SELECT DISTINCT ?item WHERE {
    ?item wdt:P17 wd:Q40 ;
          wdt:P625 [] ;
          wdt:P31/wdt:P279* wd:Q271669 .
    minus {?item wdt:P31/wdt:P279* wd:Q46831 .}
    minus {?item wdt:P31/wdt:P279* wd:Q39816 .}
    filter not exists { ?item wdt:P131 [] }
}

I seem to obtain better performances by disabling the blazegraph optimizer (hint:Query hint:optimizer "None". ):

SELECT DISTINCT ?item WHERE {
    hint:Query hint:optimizer "None".  
    ?item wdt:P17 wd:Q40 ;
          wdt:P625 [] ;
          wdt:P31/wdt:P279* wd:Q271669 .
    minus {?item wdt:P31/wdt:P279* wd:Q46831 .}
    minus {?item wdt:P31/wdt:P279* wd:Q39816 .}
    filter not exists { ?item wdt:P131 [] }
}

But telling blazegraph to disable its optimizer we uncover yet another issue:
BIND(IF(EXISTS { ?item p:P18 [] }, '0000ff', 'ff0000') AS ?rgb) .
no longer appears to work appropriately and have to be rewritten as:
BIND(IF(BOUND(?image), '0000ff', 'ff0000') AS ?rgb) .
reusing the ?image var which is attached in an optional clause couple lines before.

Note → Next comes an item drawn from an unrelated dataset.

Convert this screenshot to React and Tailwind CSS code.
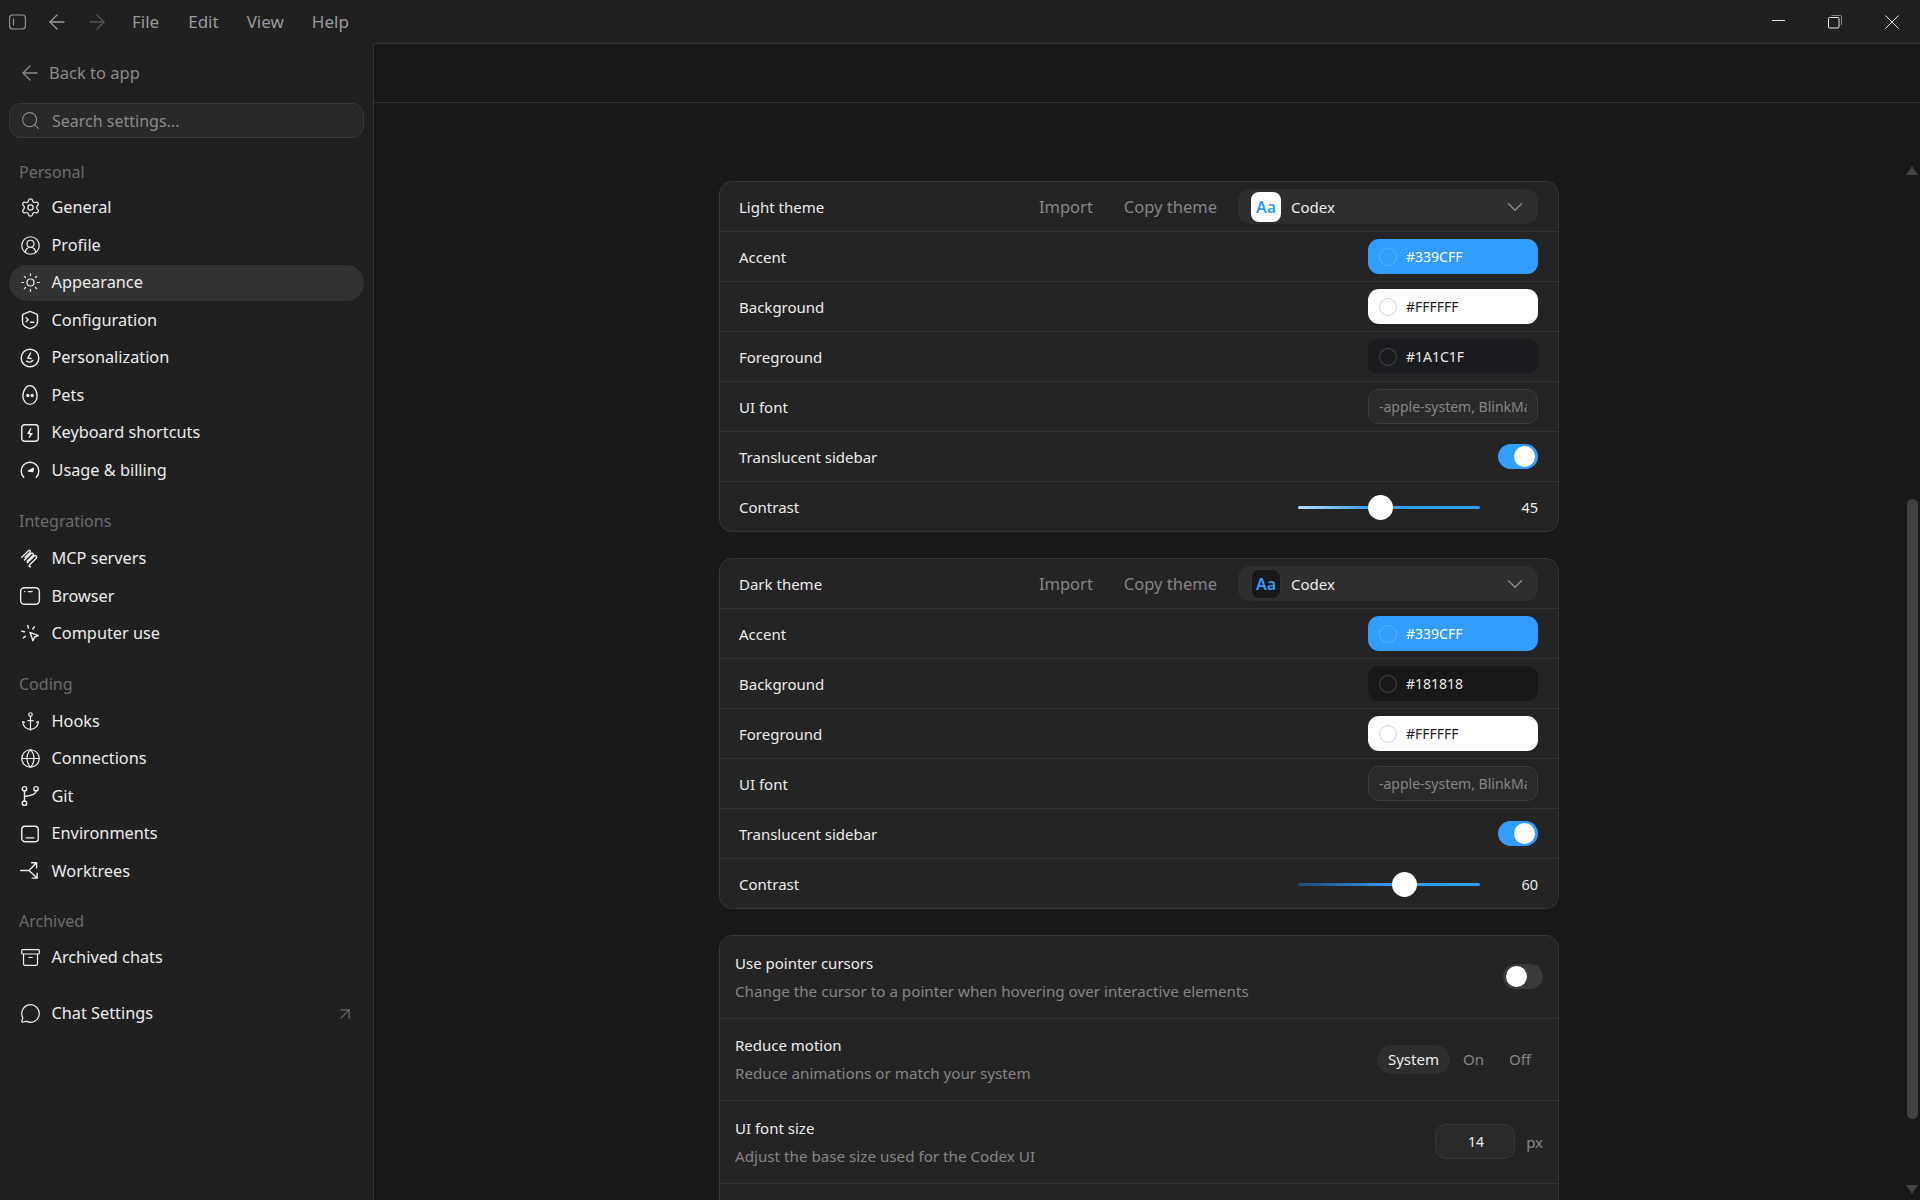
import { ArrowLeft, ArrowRight, ArrowUpRight, Anchor, Archive, ChevronDown, CircleUserRound, Globe, MessageCircle, Search, Settings, Sun } from "lucide-react";

const Ico = ({ children }) => (
  <svg width="22" height="22" viewBox="0 0 20 20" fill="none" stroke="currentColor" strokeWidth="1.3" strokeLinecap="round" strokeLinejoin="round">
    {children}
  </svg>
);

// icons that lucide has no close match for
const ConfigIcon = () => (
  <Ico>
    <path d="M10 2.200l6 2.400c.5.2.8.7.8 1.200v6c0 3-3 5-6.800 6-3.800-1-6.800-3-6.800-6v-6c0-.5.300-1 .8-1.200z" />
    <path d="M6.500 8l2 1.800-2 1.800M10.500 12h3" />
  </Ico>
);
const PersonalizeIcon = () => (
  <Ico>
    <circle cx="10" cy="10" r="8" />
    <path d="M10.500 5.500l-2.500 4.500 3 .5M7 12.800c1.500 1.200 4 1.200 5.500-.5" />
  </Ico>
);
const PetsIcon = () => (
  <Ico>
    <path d="M10 1.500c3.600 0 6.500 4.500 6.500 9.500 0 4-2.900 7.500-6.500 7.500s-6.500-3.500-6.500-7.500c0-5 2.900-9.500 6.500-9.500z" />
    <circle cx="8" cy="10.500" r=".9" fill="currentColor" />
    <circle cx="12" cy="10.500" r=".9" fill="currentColor" />
  </Ico>
);
const ShortcutIcon = () => (
  <Ico>
    <rect x="2.500" y="2.500" width="15" height="15" rx="2.500" />
    <path d="M10.800 6l-2.800 4.500h4l-2.800 3.500" fill="currentColor" strokeWidth="1" />
  </Ico>
);
const UsageIcon = () => (
  <Ico>
    <path d="M4.300 16.500A8 8 0 1 1 15.700 16.500" />
    <path d="M8.500 11l4.500-2.500-.5 3z" fill="currentColor" />
  </Ico>
);
const McpIcon = () => (
  <Ico>
    <path d="M2.500 8.500l6-6c1-1 2.500 0 1.500 1.500l-4.500 4.500M5 11l6-6c1-1 3 .5 1.500 2l-5 5M7.500 13.500l6-6c1.500-1.500 3.500.5 2 2l-6 6c-.8.800 0 1.800 1 1.500" />
  </Ico>
);
const BrowserIcon = () => (
  <Ico>
    <rect x="1.500" y="2.500" width="17" height="15" rx="3.500" />
    <path d="M5.200 6h.2M8.500 6h3.500" />
  </Ico>
);
const ComputerIcon = () => (
  <Ico>
    <path d="M10 8.500l7.500 3-3.300 1.200-1.500 3.500z" />
    <path d="M8 2.200l.5 2.500M14 3.500l-1.500 2M2.500 7.500l2.500.5M4 13.500l1.800-1.500" />
  </Ico>
);
const GitIcon = () => (
  <Ico>
    <circle cx="5" cy="3.500" r="2" />
    <circle cx="15.500" cy="3.500" r="2" />
    <circle cx="5" cy="16.500" r="2" />
    <path d="M5 5.500v9M15.500 5.500c0 3.500-5.500 4.500-10.500 5" />
  </Ico>
);
const EnvIcon = () => (
  <Ico>
    <rect x="2.500" y="3" width="15" height="14" rx="3" />
    <path d="M6.500 13.500h7" />
  </Ico>
);
const WorktreeIcon = () => (
  <Ico>
    <path d="M1.500 9.500H9l6.500-6.500M11.500 2.500h4.500v4.500M9 9.500l7 6.500M16.500 12v4.500H12" />
  </Ico>
);

const L = 21;
const groups = [
  {
    title: "Personal",
    top: "mt-[22px]",
    gap: "mb-[4px]",
    items: [
      ["General", <Settings size={L} strokeWidth={1.4} />],
      ["Profile", <CircleUserRound size={L} strokeWidth={1.4} />],
      ["Appearance", <Sun size={L} strokeWidth={1.4} />, true],
      ["Configuration", <ConfigIcon />],
      ["Personalization", <PersonalizeIcon />],
      ["Pets", <PetsIcon />],
      ["Keyboard shortcuts", <ShortcutIcon />],
      ["Usage & billing", <UsageIcon />],
    ],
  },
  {
    title: "Integrations",
    top: "mt-[21px]",
    gap: "mb-[6px]",
    items: [
      ["MCP servers", <McpIcon />],
      ["Browser", <BrowserIcon />],
      ["Computer use", <ComputerIcon />],
    ],
  },
  {
    title: "Coding",
    top: "mt-[20px]",
    gap: "mb-[6px]",
    items: [
      ["Hooks", <Anchor size={L} strokeWidth={1.4} />],
      ["Connections", <Globe size={L} strokeWidth={1.4} />],
      ["Git", <GitIcon />],
      ["Environments", <EnvIcon />],
      ["Worktrees", <WorktreeIcon />],
    ],
  },
  {
    title: "Archived",
    top: "mt-[20px]",
    gap: "mb-[5px]",
    items: [["Archived chats", <Archive size={L} strokeWidth={1.4} />]],
  },
];

function NavItem({ label, icon, active }) {
  return (
    <div className={`flex h-9 items-center gap-[10.500px] rounded-full pl-[10px] pr-3 text-[16.300px] text-[#ececec] ${active ? "bg-[#323232]" : ""}`}>
      <span className="flex w-[22px] justify-center">{icon}</span>
      <span>{label}</span>
    </div>
  );
}

function Sidebar() {
  return (
    <aside className="flex w-[373px] shrink-0 flex-col px-[9px] pt-3">
      <div className="flex h-9 items-center gap-[7px] pl-[9px] text-[16.500px] text-[#8a8a8a]">
        <ArrowLeft size={24} strokeWidth={1.3} />
        <span>Back to app</span>
      </div>
      <div className="mt-3 flex h-[35px] items-center gap-[11px] rounded-[12px] border border-[#383838] bg-[#292929] pl-[10px] text-[16px] text-[#8a8a8a]">
        <Search size={21} strokeWidth={1.3} />
        <span>Search settings...</span>
      </div>
      {groups.map((g) => (
        <div key={g.title} className={`flex flex-col gap-[1.500px] ${g.top}`}>
          <div className={`flex h-[24px] items-center pl-[10px] text-[16px] text-[#6b6b6b] ${g.gap}`}>{g.title}</div>
          {g.items.map((it) => (
            <NavItem key={it[0]} label={it[0]} icon={it[1]} active={it[2]} />
          ))}
        </div>
      ))}
      <div className="mt-[20px] flex items-center justify-between pr-[9px]">
        <div className="grow">
          <NavItem label="Chat Settings" icon={<MessageCircle size={L} strokeWidth={1.4} />} />
        </div>
        <ArrowUpRight size={20} strokeWidth={1.5} className="text-[#666]" />
      </div>
    </aside>
  );
}

function TitleBar() {
  return (
    <div className="flex h-[43px] shrink-0 items-center text-[17px] text-[#9a9a9a]">
      <svg width="17" height="16" viewBox="0 0 17 16" fill="none" stroke="currentColor" strokeWidth="1.1" className="ml-[9px]">
        <rect x="0.600" y="1" width="15.800" height="14" rx="3" />
        <path d="M4.500 4.500v7" />
      </svg>
      <ArrowLeft size={24} strokeWidth={1.3} className="ml-[19px]" />
      <ArrowRight size={24} strokeWidth={1.3} className="ml-[16px] text-[#555]" />
      <span className="ml-[23px]">File</span>
      <span className="ml-[29px]">Edit</span>
      <span className="ml-[28px]">View</span>
      <span className="ml-[28px]">Help</span>
      <div className="ml-auto flex items-center text-[#e6e6e6]">
        <div className="mr-[43px] h-[1px] w-[13px] -translate-y-[1px] bg-[#e6e6e6]" />
        <svg width="14" height="14" viewBox="0 0 14 14" fill="none" stroke="currentColor" className="mr-[43px]">
          <rect x="0.500" y="2.500" width="10.500" height="10.500" rx="1" />
          <path d="M3.500 .5h8.500a1.500 1.500 0 0 1 1.500 1.500v8" stroke="#8a8a8a" />
        </svg>
        <svg width="14" height="14" viewBox="0 0 14 14" fill="none" stroke="currentColor" className="mr-[21px]">
          <path d="M.5 .5l13 13M13.500 .5l-13 13" />
        </svg>
      </div>
    </div>
  );
}

const Row = ({ children, last }) => (
  <div className={`flex items-center justify-between pl-[19px] pr-[20px] text-[15px] text-[#ececec] ${last ? "h-[49px]" : "h-[50px] border-b border-[#333]"}`}>
    {children}
  </div>
);

function ColorField({ value, bg, text, ring }) {
  return (
    <div className={`flex h-[35px] w-[170px] items-center gap-[9px] rounded-[11px] pl-[11px] text-[14px] ${bg} ${text}`}>
      <span className={`h-[18px] w-[18px] rounded-full border ${ring}`} />
      <span>{value}</span>
    </div>
  );
}

function Toggle({ on }) {
  return (
    <div className={`flex h-[25px] w-[40px] items-center rounded-full px-[3px] ${on ? "justify-end bg-[#339cff]" : "bg-[#3a3a3a]"}`}>
      <span className="h-[21px] w-[21px] rounded-full bg-white" />
    </div>
  );
}

function ThemeCard({ name, dark, colors, contrast, track }) {
  return (
    <div className="w-[840px] shrink-0 overflow-hidden rounded-[13px] border border-[#363636] bg-[#242424]">
      <Row>
        <span className="pt-[1px]">{name}</span>
        <div className="flex items-center text-[16.500px] text-[#858585]">
          <span className="pt-[2px]">Import</span>
          <span className="ml-[31px] pt-[2px]">Copy theme</span>
          <div className="ml-[21px] flex h-[35px] w-[300px] items-center rounded-[12px] bg-[#2e2e2e] pl-[13px] pr-[10px] text-[15px] text-[#ececec]">
            <span className={`flex h-[30px] w-[30px] items-center justify-center rounded-[8px] text-[16px] font-semibold ${dark ? "border border-[#333] bg-[#181818] text-[#339cff]" : "bg-white text-[#339cff]"}`}>
              Aa
            </span>
            <span className="ml-[10px] pt-[2px]">Codex</span>
            <ChevronDown size={26} strokeWidth={1.3} className="ml-auto text-[#8a8a8a]" />
          </div>
        </div>
      </Row>
      {colors.map((c) => (
        <Row key={c[0]}>
          <span className="pt-[1px]">{c[0]}</span>
          <ColorField value={c[1]} bg={c[2]} text={c[3]} ring={c[4]} />
        </Row>
      ))}
      <Row>
        <span className="pt-[1px]">UI font</span>
        <div className="h-[35px] w-[170px] rounded-[11px] border border-[#3c3c3c] bg-[#2a2a2a] px-[10px] text-[14px] leading-[33px] text-[#858585]">
          <div className="overflow-hidden whitespace-nowrap">-apple-system, BlinkMacSystemFont</div>
        </div>
      </Row>
      <Row>
        <span className="pt-[1px]">Translucent sidebar</span>
        <Toggle on />
      </Row>
      <Row last>
        <span className="pt-[2px]">Contrast</span>
        <div className="flex items-center pt-[1px]">
          <div className="flex w-[182px] items-center">
            <div className={`h-[3px] rounded-l-full ${track}`} style={{ width: contrast * 1.6 - 1 }} />
            <span className="z-10 -mx-[1px] h-[25px] w-[25px] shrink-0 rounded-full bg-white" />
            <div className="h-[3px] grow rounded-r-full bg-[#339cff]" />
          </div>
          <span className="w-[58px] pt-[2px] text-right text-[14.500px]">{contrast}</span>
        </div>
      </Row>
    </div>
  );
}

function PrefRow({ title, desc, children }) {
  return (
    <div className="flex h-[82.500px] items-center justify-between border-b border-[#333] pl-[15px] pr-[15px]">
      <div className="flex flex-col gap-[6px]">
        <span className="text-[15px] leading-[22px] text-[#ececec]">{title}</span>
        <span className="text-[15.200px] leading-[22px] text-[#858585]">{desc}</span>
      </div>
      {children}
    </div>
  );
}

const lightColors = [
  ["Accent", "#339CFF", "bg-[#339cff]", "text-white", "border-[#5cb0ff]"],
  ["Background", "#FFFFFF", "bg-white", "text-[#222]", "border-[#d4d4d4]"],
  ["Foreground", "#1A1C1F", "bg-[#1a1c1f]", "text-[#ececec]", "border-[#44464a]"],
];
const darkColors = [
  ["Accent", "#339CFF", "bg-[#339cff]", "text-white", "border-[#5cb0ff]"],
  ["Background", "#181818", "bg-[#181818]", "text-[#ececec]", "border-[#444]"],
  ["Foreground", "#FFFFFF", "bg-white", "text-[#222]", "border-[#d4d4d4]"],
];

export default function App() {
  return (
    <div className="flex h-screen flex-col overflow-hidden bg-[#202020] font-['Noto_Sans',sans-serif]">
      <TitleBar />
      <div className="flex min-h-0 grow">
        <Sidebar />
        <main className="flex min-w-0 grow flex-col border-l border-t border-[#333] bg-[#181818]">
          <div className="h-[59px] shrink-0 border-b border-[#2e2e2e]" />
          <div className="flex min-h-0 grow">
            <div className="flex min-w-0 grow flex-col items-center gap-[26px] overflow-hidden pt-[78px]">
              <ThemeCard name="Light theme" colors={lightColors} contrast={45} track="bg-gradient-to-r from-[#b5dcff] to-[#339cff]" />
              <ThemeCard name="Dark theme" dark colors={darkColors} contrast={60} track="bg-gradient-to-r from-[#1f4a73] to-[#339cff]" />
              <div className="w-[840px] shrink-0 rounded-t-[13px] border border-[#363636] bg-[#242424] pb-[40px]">
                <PrefRow title="Use pointer cursors" desc="Change the cursor to a pointer when hovering over interactive elements">
                  <Toggle />
                </PrefRow>
                <PrefRow title="Reduce motion" desc="Reduce animations or match your system">
                  <div className="flex items-center pr-[12px] text-[15px] text-[#858585]">
                    <span className="flex h-[29px] items-center rounded-full bg-[#2e2e2e] px-[11px] text-[#ececec]">System</span>
                    <span className="ml-[13px]">On</span>
                    <span className="ml-[25px]">Off</span>
                  </div>
                </PrefRow>
                <PrefRow title="UI font size" desc="Adjust the base size used for the Codex UI">
                  <div className="flex items-center gap-[11px] text-[15px] text-[#858585]">
                    <div className="flex h-[35px] w-[80px] items-center justify-end rounded-[11px] border border-[#383838] bg-[#2a2a2a] pr-[30px] text-[14px] text-[#ececec]">14</div>
                    <span>px</span>
                  </div>
                </PrefRow>
              </div>
            </div>
            <div className="flex w-[16px] shrink-0 flex-col items-center pt-[63px]">
              <div className="h-0 w-0 border-x-[6px] border-b-[9px] border-x-transparent border-b-[#444]" />
              <div className="mt-[324px] h-[620px] w-[11px] shrink-0 rounded-full bg-[#424242]" />
              <div className="mt-[66px] h-0 w-0 border-x-[6px] border-t-[9px] border-x-transparent border-t-[#444]" />
            </div>
          </div>
        </main>
      </div>
    </div>
  );
}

I took the liberty to attempt a rewrite of your query as:

#defaultView:Map{"hide":"?rgb"}
SELECT ?item ?itemLabel ?itemDescription (GROUP_CONCAT(DISTINCT ?whereLabel; SEPARATOR=', ') AS ?whereLabels) (SAMPLE(?image) AS ?image) ?coord ?rgb ?layer WITH {
  SELECT DISTINCT ?item WHERE {
    hint:Query hint:optimizer "None".  
    ?item wdt:P17 wd:Q40 .
    ?item wdt:P625 [] .
    ?item wdt:P31/wdt:P279* wd:Q271669 . #Q35145263 . # Q271669 . #

    #?item wdt:P31/wdt:P279* wd:Q35509 .
    minus {?item wdt:P31/wdt:P279* wd:Q46831 .}

    filter not exists {
      ?item wdt:P131 ?wo
      }
  #minus {?item wdt:P31/wdt:P279* wd:Q27686 .}
  #minus {?item wdt:P31/wdt:P279* wd:Q1444 .}
  minus {?item wdt:P31/wdt:P279* wd:Q39816 .}
  }
} AS %subquery1 WHERE {
  INCLUDE %subquery1 .
  ?item wdt:P31 [] .
  ?item p:P625 ?coordStatement .
  ?coordStatement ps:P625 ?coord .
  #MINUS { ?coordStatement prov:wasDerivedFrom/pr:P143 wd:Q169514 } # imported from Wikimedia project: Swedish Wikipedia 
  #MINUS { ?coordStatement prov:wasDerivedFrom/pr:P143 wd:Q837615 } # imported from Wikimedia project: Cebuano Wikipedia 
  #MINUS { ?coordStatement prov:wasDerivedFrom/pr:P248 wd:Q1194038 } # stated in: GEOnet Names Server
  OPTIONAL {
    ?item wdt:P131 ?where .
    OPTIONAL {
      ?where rdfs:label ?whereLiteral .
      FILTER(LANG(?whereLiteral) = 'de') .
    }
  }
  BIND(IF(BOUND(?where), IF(BOUND(?whereLiteral), ?whereLiteral, STRAFTER(STR(?where), 'entity/')), 'no P131') AS ?whereLabel) .
  OPTIONAL { ?item wdt:P18 ?image }
  BIND(IF(BOUND(?image), '0000ff', 'ff0000') AS ?rgb) .
  BIND(IF(BOUND(?image), IF(BOUND(?where), 'With Image & P131', 'With Image but without P131'), IF(BOUND(?where), 'Without Image but with P131', 'Without Image and without P131')) AS ?layer) .
  SERVICE wikibase:label { bd:serviceParam wikibase:language '[AUTO_LANGUAGE,de,en]' }
} GROUP BY ?item ?itemLabel ?itemDescription ?whereLabels ?coord ?rgb ?layer

It does seem to be slightly faster, I also added two new layers help select items with or without a P131 (hoping that it might ease detecting when this similar bug happens).

Please let us know if this rewritten query suits your needs and if it helps mitigate the issue you're experiencing.

@dcausse thanks for your investigations. Your query is 8 times faster than mine (optimizing is obviously not always the way to go) and it gives 165 matches instead of my query that still gives 171.

for me as a user of the frontend of wikidata query it is difficult to see what fails in the background, even, what is used in the background. Feel free to forward the issue to blazegraph. My problem seems to be solved be rewriting the query.

Gehel claimed this task.
Gehel subscribed.

I'm marking this as resolved as we have a working query. Blazegraph being unmaintained, reporting the issue upstream is not really helpful.

I'm marking this as resolved as we have a working query. Blazegraph being unmaintained, reporting the issue upstream is not really helpful.

Houston, we have a maintenance problem!